TOLEDO UNDER THE MOOR
Never again was Toledo to attain to the wealth and splendour it possessed under Wamba and his successors. The invaders, fresh from the conquest of the richest provinces of Africa, were dazzled by the magnificence of the spoils that fell to them in the dark-browed city above the Tagus. The Arabian historians have need of all their powers of hyperbole to over-estimate the richness of the treasure. There was enough and to spare, Al Leyth Ibn Saïd tells us, for every soldier in the army. The humblest troopers might have been seen staggering under the weight of priceless silks and garments, chains of gold, and strings of precious stones. The rude Berbers, fresh from their mountains, but ill appreciated the value of the loot, and cut the costliest fabrics in two or more pieces to adjust their shares. A magnificent carpet, composed of superb embroidery, interwoven with gold and ornamented with filigree work, and profusely set with gems, is said to have been treated in this way by the troopers into whose greedy hands it fell.
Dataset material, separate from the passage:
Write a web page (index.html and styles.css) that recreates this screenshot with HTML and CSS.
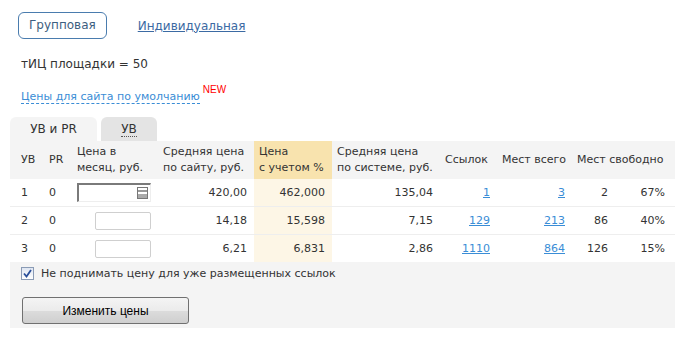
FILE: index.html
```html
<!DOCTYPE html>
<html lang="ru">
<head>
  <meta charset="UTF-8" />
  <title>Цены</title>
  <link rel="stylesheet" href="styles.css">
</head>
<body>
  <div class="page">
    <div class="mode-switch">
      <span class="mode active">Групповая</span>
      <a href="#" class="mode">Индивидуальная</a>
    </div>

    <p class="tic">тИЦ площадки = 50</p>

    <p class="defaults">
      <a href="#" class="dashed">Цены для сайта по умолчанию</a><sup class="new">NEW</sup>
    </p>

    <div class="tabs">
      <span class="tab active">УВ и PR</span>
      <span class="tab"><span class="dotted">УВ</span></span>
    </div>

    <div class="prices">
      <table>
        <colgroup>
          <col class="c-uv"><col class="c-pr"><col class="c-price"><col class="c-avg">
          <col class="c-hl"><col class="c-sys"><col class="c-links"><col class="c-total">
          <col class="c-free"><col class="c-pct">
        </colgroup>
        <thead>
          <tr>
            <th>УВ</th>
            <th>PR</th>
            <th>Цена в<br>месяц, руб.</th>
            <th>Средняя цена<br>по сайту, руб.</th>
            <th class="hl">Цена<br>с учетом %</th>
            <th>Средняя цена<br>по системе, руб.</th>
            <th>Ссылок</th>
            <th>Мест всего</th>
            <th colspan="2">Мест свободно</th>
          </tr>
        </thead>
        <tbody>
          <tr>
            <td>1</td><td>0</td>
            <td class="r"><span class="price-input focus"><span class="fill-icon"></span></span></td>
            <td class="r">420,00</td>
            <td class="r hl">462,000</td>
            <td class="r">135,04</td>
            <td class="r"><a href="#">1</a></td>
            <td class="r"><a href="#">3</a></td>
            <td class="r">2</td>
            <td class="r">67%</td>
          </tr>
          <tr>
            <td>2</td><td>0</td>
            <td class="r"><span class="price-input"></span></td>
            <td class="r">14,18</td>
            <td class="r hl">15,598</td>
            <td class="r">7,15</td>
            <td class="r"><a href="#">129</a></td>
            <td class="r"><a href="#">213</a></td>
            <td class="r">86</td>
            <td class="r">40%</td>
          </tr>
          <tr>
            <td>3</td><td>0</td>
            <td class="r"><span class="price-input"></span></td>
            <td class="r">6,21</td>
            <td class="r hl">6,831</td>
            <td class="r">2,86</td>
            <td class="r"><a href="#">1110</a></td>
            <td class="r"><a href="#">864</a></td>
            <td class="r">126</td>
            <td class="r">15%</td>
          </tr>
        </tbody>
      </table>

      <div class="footer">
        <label class="keep">
          <span class="check">
            <svg width="9" height="9" viewBox="0 0 9 9"><path d="M1 4.5 L3.5 7.5 L8 1" fill="none" stroke="#2a4f9a" stroke-width="1.8"/></svg>
          </span>
          Не поднимать цену для уже размещенных ссылок
        </label>
        <button class="save">Изменить цены</button>
      </div>
    </div>
  </div>
</body>
</html>
```

FILE: styles.css
```css
body {
  margin: 0;
  font-family: "DejaVu Sans", Verdana, sans-serif;
  font-size: 12px;
  color: #333;
  background: #fff;
}

.page {
  padding: 12px 22px 0 10px;
}

a {
  color: #3a8dd6;
}

.mode-switch {
  display: flex;
  align-items: center;
  gap: 31px;
  padding-left: 8px;
}

.mode {
  font-size: 12px;
}

.mode.active {
  border: 1px solid #4a7cae;
  border-radius: 6px;
  padding: 5px 10px 6px;
  color: #3d5e80;
}

a.mode {
  color: #3b6aa3;
}

.tic {
  margin: 18px 0 0 11px;
  font-size: 12px;
}

.defaults {
  margin: 19px 0 0 11px;
  font-size: 11px;
  line-height: 14px;
}

.dashed {
  text-decoration: none;
  border-bottom: 1px dashed #3a8dd6;
}

.new {
  color: #f00;
  font-size: 10px;
  line-height: 0;
  font-family: "Liberation Sans", Arial, sans-serif;
  margin-left: 3px;
  vertical-align: 7px;
}

.tabs {
  display: flex;
  gap: 4px;
  margin-top: 13px;
}

.tab {
  height: 24px;
  line-height: 25px;
  text-align: center;
  border-radius: 6px 6px 0 0;
  background: #e4e4e4;
  width: 56px;
}

.tab.active {
  background: #f4f4f4;
  width: 87px;
}

.dotted {
  border-bottom: 1px dotted #555;
}

.prices {
  background: #f4f4f4;
  width: 665px;
}

table {
  width: 665px;
  table-layout: fixed;
  border-collapse: collapse;
  font-size: 11px;
}

.c-uv { width: 34px; }
.c-pr { width: 28px; }
.c-price { width: 86px; }
.c-avg { width: 96px; }
.c-hl { width: 78px; }
.c-sys { width: 108px; }
.c-links { width: 57px; }
.c-total { width: 75px; }
.c-free { width: 43px; }
.c-pct { width: 60px; }

th {
  font-weight: normal;
  text-align: left;
  height: 38px;
  line-height: 16px;
  padding: 0 5px;
  white-space: nowrap;
}

th:first-child, td:first-child {
  padding-left: 11px;
}

th.hl {
  background: #f8e3ae;
}

td {
  background: #fff;
  height: 27px;
  padding: 0 7px 0 5px;
  border-bottom: 1px solid #eee;
  white-space: nowrap;
}

tbody tr:last-child td {
  border-bottom: none;
}

td.r {
  text-align: right;
}

td.hl {
  background: #fdf6e6;
}

td:last-child {
  padding-right: 10px;
}

.price-input {
  display: inline-block;
  vertical-align: middle;
  width: 54px;
  height: 16px;
  border: 1px solid #cfcfcf;
  border-radius: 2px;
  background: #fff;
  position: relative;
}

.price-input.focus {
  width: 71px;
  height: 16px;
  border-radius: 0;
  border-top: 2px solid #7a7a7a;
  border-left: 2px solid #7a7a7a;
  border-right: 1px solid #eee;
  border-bottom: 1px solid #eee;
}

.fill-icon {
  position: absolute;
  right: 2px;
  top: 2px;
  width: 9px;
  height: 10px;
  border: 1px solid #777;
  background: linear-gradient(#fff 0 2px, #999 2px 4px, #fff 4px 6px, #aaa 6px);
}

.footer {
  padding: 4px 12px 4px 11px;
}

.keep {
  display: flex;
  align-items: center;
  gap: 7px;
  font-size: 11px;
  height: 15px;
}

.check {
  display: inline-flex;
  align-items: center;
  justify-content: center;
  width: 11px;
  height: 11px;
  border: 1px solid #8a9bb5;
  background: linear-gradient(#dfe6f2, #fff);
}

.save {
  display: block;
  margin: 16px 0 0 1px;
  width: 167px;
  height: 27px;
  border: 1px solid #707070;
  border-radius: 3px;
  background: linear-gradient(#f4f4f4, #ebebeb 50%, #dcdcdc 51%, #cfcfcf);
  font-family: "Liberation Sans", Tahoma, sans-serif;
  font-size: 12px;
  color: #000;
}
```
It would be interesting to learn the place of manufacture of this carpet, for from the silence of St. Isidore upon the subject of textile fabrics, it would seem that they were not made in his time in Spain.
But, to credit the Moorish chroniclers, the rarest of exotic treasures had been accumulated in the Visigothic capital. Here were found the Psalms of David, written upon gold leaf in a fluid made from dissolved rubies! and most wonderful of all, the Table of Solomon made out of a single emerald! It was brought to Toledo—so runs one version—after the taking of Jerusalem, and was valued in Damascus at one hundred thousand dinars—equal to about £50,000. We are not surprised to hear that this unique piece of furniture “possessed talismanic powers”; for tradition affirms it was the work of genii, and had been wrought by them for King Solomon the Wise, the son of David. This marvellous relic was carefully preserved by Tarik as the most precious of all his spoils, being intended by him as a present to the Khalifa; and, in commemoration of it, the city was called by the Arabs, Medina Almyda, that is to say, “The City of the Table.”
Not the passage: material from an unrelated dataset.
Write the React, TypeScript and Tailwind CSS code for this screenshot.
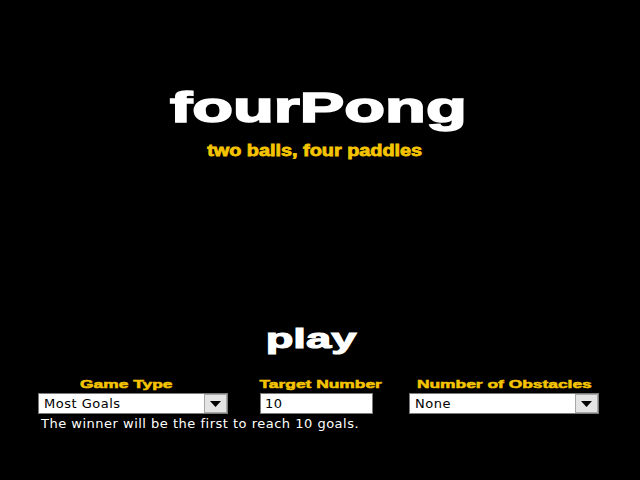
import React from "react";

const heavy = { fontFamily: '"Liberation Sans", Arial, sans-serif' };
const plain = { fontFamily: '"DejaVu Sans", Verdana, sans-serif' };

function DropBox({ value }: { value: string }) {
  return (
    <div className="flex h-[21px] w-[190px] border border-[#7a7a7a] bg-white">
      <div
        className="flex-1 pl-[5px] text-[13px] leading-[19px] tracking-[0.5px] text-black"
        style={plain}
      >
        {value}
      </div>
      <div className="flex w-[23px] items-center justify-center border border-[#a8a8a8] bg-[#e4e4e4]">
        <svg width="11" height="6" viewBox="0 0 11 6">
          <path d="M0 0 H11 L5.5 6 Z" fill="#000" />
        </svg>
      </div>
    </div>
  );
}

function Label({ text, shift }: { text: string; shift: string }) {
  return (
    <div className={`flex h-[14px] justify-center ${shift}`}>
      <span
        className="inline-block scale-x-[1.58] text-[11px] font-bold leading-[14px] text-[#f5c400] [-webkit-text-stroke:0.5px_#f5c400]"
        style={heavy}
      >
        {text}
      </span>
    </div>
  );
}

export default function App() {
  return (
    <div className="flex h-[480px] w-[640px] flex-col items-center overflow-hidden bg-black">
      <div className="mr-[3px] mt-[84px] h-[48px]">
        <span
          className="inline-block scale-x-[1.59] text-[42px] font-bold leading-[48px] text-white [-webkit-text-stroke:1.6px_white]"
          style={heavy}
        >
          fourPong
        </span>
      </div>
      <div className="mr-[10px] mt-[6px] h-[18px]">
        <span
          className="inline-block scale-x-[1.24] text-[16px] font-bold leading-[18px] text-[#f5c400] [-webkit-text-stroke:0.8px_#f5c400]"
          style={heavy}
        >
          two balls, four paddles
        </span>
      </div>
      <div className="mr-[17px] mt-[167px] h-[32px]">
        <span
          className="inline-block scale-x-[1.62] text-[28px] font-bold leading-[32px] text-white [-webkit-text-stroke:1.1px_white]"
          style={heavy}
        >
          play
        </span>
      </div>

      <div className="mt-[22px] flex self-stretch pl-[38px]">
        <div className="w-[190px]">
          <Label text="Game Type" shift="pr-[13px]" />
          <div className="mt-[2px]">
            <DropBox value="Most Goals" />
          </div>
        </div>
        <div className="ml-[32px] w-[113px]">
          <Label text="Target Number" shift="pl-[8px]" />
          <div className="mt-[2px] h-[21px] w-[113px] border border-[#7a7a7a] bg-white">
            <div
              className="pl-[4px] text-[13px] leading-[19px] tracking-[0.5px] text-black"
              style={plain}
            >
              10
            </div>
          </div>
        </div>
        <div className="ml-[36px] w-[190px]">
          <Label text="Number of Obstacles" shift="" />
          <div className="mt-[2px]">
            <DropBox value="None" />
          </div>
        </div>
      </div>
      <div
        className="mt-[2px] self-stretch pl-[41px] text-[13px] leading-[16px] tracking-[0.5px] text-white"
        style={plain}
      >
        The winner will be the first to reach 10 goals.
      </div>
    </div>
  );
}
Thus far Washington Irving. With characteristic credulity, Ibn Hayyan, the historian, gives in the translation of Gayangos a substantially different account of the treasure: “The celebrated table which Tarik found at Toledo, although attributed to Solomon and named after him, never belonged to the poet-king. According to the barbarian authors, it was customary for the nobles and men in estimation of the Gothic Court, to bequeath a portion of their property to the church. From the money so amassed the priests caused tables to be made of pure gold and silver, gorgeous thrones and stands on which to carry the Gospels in public processions, or to ornament the altars on great festivals. The so-called Solomon’s table was originally wrought with money derived from this source, and was subsequently emulously enlarged and embellished by successive kings of Toledo, the latest always anxious to surpass his predecessor in magnificence, until it became the most splendid and costly gem ever made for such a purpose. The fabric was of pure gold, set with the most precious pearls, emeralds and rubies. Its circumference was encrusted with three rows of these valuable stones, and the whole table displayed jewels so large and refulgent that never did human eye behold anything comparable with it.... When the Muslims entered Toledo it was discovered on the altar of the Christian Church, and the fact of such a treasure having been found soon became public and notorious.”
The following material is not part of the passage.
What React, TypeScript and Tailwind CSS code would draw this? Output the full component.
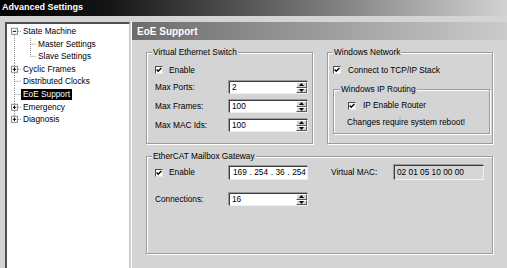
import React from "react";

const F = "font-['Liberation_Sans',Arial,sans-serif]";
const H = 12.6;
const C = H / 2;

type TreeItem = {
  label: string;
  level: 0 | 1;
  box?: "plus" | "minus";
  first?: boolean;
  last?: boolean;
  lastChild?: boolean;
  selected?: boolean;
};

const items: TreeItem[] = [
  { label: "State Machine", level: 0, box: "minus", first: true },
  { label: "Master Settings", level: 1 },
  { label: "Slave Settings", level: 1, lastChild: true },
  { label: "Cyclic Frames", level: 0, box: "plus" },
  { label: "Distributed Clocks", level: 0 },
  { label: "EoE Support", level: 0, selected: true },
  { label: "Emergency", level: 0, box: "plus" },
  { label: "Diagnosis", level: 0, box: "plus", last: true },
];

function Gutter({ it }: { it: TreeItem }) {
  const w = it.level === 0 ? 14 : 29;
  const dot = { stroke: "#8a8a8a", strokeWidth: 1, strokeDasharray: "1 1" };
  return (
    <svg width={w} height={H} viewBox={`0 0 ${w} ${H}`} className="shrink-0">
      <line x1={7.5} y1={it.first ? C : 0} x2={7.5} y2={it.last ? C : H} {...dot} />
      {it.level === 0 ? (
        <line x1={it.box ? 11 : 7.5} y1={C} x2={14} y2={C} {...dot} />
      ) : (
        <>
          <line x1={23.5} y1={0} x2={23.5} y2={it.lastChild ? C : H} {...dot} />
          <line x1={23.5} y1={C} x2={29} y2={C} {...dot} />
        </>
      )}
      {it.box && (
        <>
          <rect x={4.5} y={C - 3} width={6} height={6} fill="#fff" stroke="#8a8a8a" strokeWidth={1} />
          <line x1={5.8} y1={C} x2={9.2} y2={C} stroke="#000" strokeWidth={1} />
          {it.box === "plus" && <line x1={7.5} y1={C - 1.7} x2={7.5} y2={C + 1.7} stroke="#000" strokeWidth={1} />}
        </>
      )}
    </svg>
  );
}

function Check() {
  return (
    <span className="flex h-[8px] w-[8px] shrink-0 items-center justify-center border border-t-[#4a4a4a] border-l-[#4a4a4a] border-r-[#e6e6e6] border-b-[#e6e6e6] bg-white">
      <svg width="6" height="6" viewBox="0 0 6 6">
        <path d="M0.6 2.6 L2.2 4.3 L5.4 0.9" stroke="#000" strokeWidth="1.4" fill="none" />
      </svg>
    </span>
  );
}

function Spin() {
  const btn =
    "flex flex-1 items-center justify-center border border-t-white border-l-white border-r-[#5a5a5a] border-b-[#5a5a5a] bg-[#d4d4d4]";
  return (
    <div className="flex w-[11px] shrink-0 flex-col">
      <div className={btn}>
        <svg width="5" height="3" viewBox="0 0 5 3">
          <path d="M2.5 0 L5 3 L0 3Z" fill="#000" />
        </svg>
      </div>
      <div className={btn}>
        <svg width="5" height="3" viewBox="0 0 5 3">
          <path d="M0 0 L5 0 L2.5 3Z" fill="#000" />
        </svg>
      </div>
    </div>
  );
}

const sunken =
  "border border-t-[#3c3c3c] border-l-[#3c3c3c] border-r-[#f0f0f0] border-b-[#f0f0f0] shadow-[-1px_-1px_0_#9a9a9a]";

function NumField({ value }: { value: string }) {
  return (
    <div className={`flex h-[13px] w-[79px] items-stretch bg-white ${sunken}`}>
      <span className="flex-1 pl-[2px] leading-[11px]">{value}</span>
      <Spin />
    </div>
  );
}

function Row({ label, value, className = "" }: { label: string; value: string; className?: string }) {
  return (
    <div className={`flex items-center ${className}`}>
      <span className="w-[74px]">{label}</span>
      <NumField value={value} />
    </div>
  );
}

function Group({
  title,
  className = "",
  legendClass = "ml-[5px]",
  children,
}: {
  title: string;
  className?: string;
  legendClass?: string;
  children: React.ReactNode;
}) {
  return (
    <fieldset
      className={`border border-[#9c9c9c] shadow-[inset_1px_1px_0_#fff,1px_1px_0_#fff] ${className}`}
    >
      <legend className={`bg-[#d4d4d4] px-[1px] leading-[10px] ${legendClass}`}>{title}</legend>
      {children}
    </fieldset>
  );
}

export default function App() {
  return (
    <div className={`${F} relative h-[268px] w-[507px] overflow-hidden bg-[#d4d4d4] text-[8.3px] text-black`}>
      <div className="flex h-[16px] items-center bg-[linear-gradient(to_right,#000_0%,#161616_22%,#d2d2d2_100%)] pl-[2px] text-[9px] font-bold text-white">
        Advanced Settings
      </div>
      <div className="flex h-[252px] pt-[6px]">
        <div className="ml-[5px] w-[125px] border-l-2 border-t-2 border-r border-l-[#505050] border-t-[#505050] border-r-[#c8c8c8] bg-white pt-[1px]">
          {items.map((it) => (
            <div key={it.label} className="flex h-[12.6px] items-center">
              <Gutter it={it} />
              <span
                className={`whitespace-nowrap px-[2px] leading-[10.5px] ${
                  it.selected ? "bg-black text-white" : ""
                }`}
              >
                {it.label}
              </span>
            </div>
          ))}
        </div>
        <div className="ml-[1px] flex flex-1 flex-col border-l border-white">
          <div className="flex h-[18px] items-center bg-[linear-gradient(to_right,#6c6c6c,#cbcbcb)] pl-[5px] text-[10px] font-bold text-white">
            EoE Support
          </div>
          <div className="flex flex-col px-[14px] pt-[7px]">
            <div className="flex gap-[14px]">
              <Group title="Virtual Ethernet Switch" className="h-[97px] w-[167px] shrink-0">
                <div className="flex flex-col pl-[8px]">
                  <div className="mt-[8px] flex h-[10px] items-center gap-[6px]">
                    <Check />
                    <span>Enable</span>
                  </div>
                  <Row label="Max Ports:" value="2" className="mt-[6px]" />
                  <Row label="Max Frames:" value="100" className="mt-[6px]" />
                  <Row label="Max MAC Ids:" value="100" className="mt-[6px]" />
                </div>
              </Group>
              <Group title="Windows Network" className="h-[97px] flex-1">
                <div className="flex flex-col pl-[5px] pr-[2px]">
                  <div className="mt-[8px] flex h-[10px] items-center gap-[7px]">
                    <Check />
                    <span>Connect to TCP/IP Stack</span>
                  </div>
                  <Group title="Windows IP Routing" className="mt-[9px] h-[50px]" legendClass="ml-[6px]">
                    <div className="flex flex-col">
                      <div className="mt-[6.5px] flex h-[10px] items-center gap-[7px] pl-[14px]">
                        <Check />
                        <span>IP Enable Router</span>
                      </div>
                      <div className="mt-[6.5px] pl-[13px] leading-[10px]">Changes require system reboot!</div>
                    </div>
                  </Group>
                </div>
              </Group>
            </div>
            <Group title="EtherCAT Mailbox Gateway" className="mt-[7px] h-[103px]">
              <div className="flex flex-col pl-[8px]">
                <div className="mt-[4px] flex h-[15px] items-center">
                  <div className="flex w-[74px] items-center gap-[6px]">
                    <Check />
                    <span>Enable</span>
                  </div>
                  <div className={`flex h-[14px] w-[79px] items-center justify-between bg-white pl-[3px] pr-[1px] ${sunken}`}>
                    <span>169</span>
                    <span>.</span>
                    <span>254</span>
                    <span>.</span>
                    <span>36</span>
                    <span>.</span>
                    <span>254</span>
                  </div>
                  <span className="ml-[23px] w-[63px]">Virtual MAC:</span>
                  <div className={`flex h-[15px] w-[90px] items-center bg-[#d6d6d6] pl-[2px] ${sunken}`}>
                    02 01 05 10 00 00
                  </div>
                </div>
                <Row label="Connections:" value="16" className="mt-[13px]" />
              </div>
            </Group>
          </div>
        </div>
      </div>
    </div>
  );
}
Gibbon accounts for the presence of the Table of Solomon at Toledo—assuming that there ever was such a thing, and that it ever was there at all—by supposing it to have been carried off by Titus to Rome, whence it may have been taken by Alaric when the Goths sacked the city. Whichever version of the table’s origin be accepted, it seems strange that it was not carried away by the clergy in their flight from Toledo. Of its ultimate fate nothing is known, unless we can accept the little that is revealed in the following history.
Upon Musa approaching the city to supersede Tarik, the latter broke off and concealed one of the legs of the table. Musa was already incensed against his lieutenant for having deprived him of the glory of the conquest of Spain, and emphasised his reprimands with strokes of a whip. When he found that the leg of the table was missing, his anger was very great. Tarik assured him he had found it in that mutilated condition, and Musa caused the missing leg to be replaced by one of gold. His subordinate, however, he cast into prison, where the One-Eyed One remained till released by orders from the Khalifa himself. He was amply revenged on Musa, when upon the latter presenting the table to his sovereign as his own discovery, he was able triumphantly to give him the lie by producing the missing leg of emerald. And so the wonderful Table of Solomon, of emerald, or of gold, or of both, passes out of the ken of history.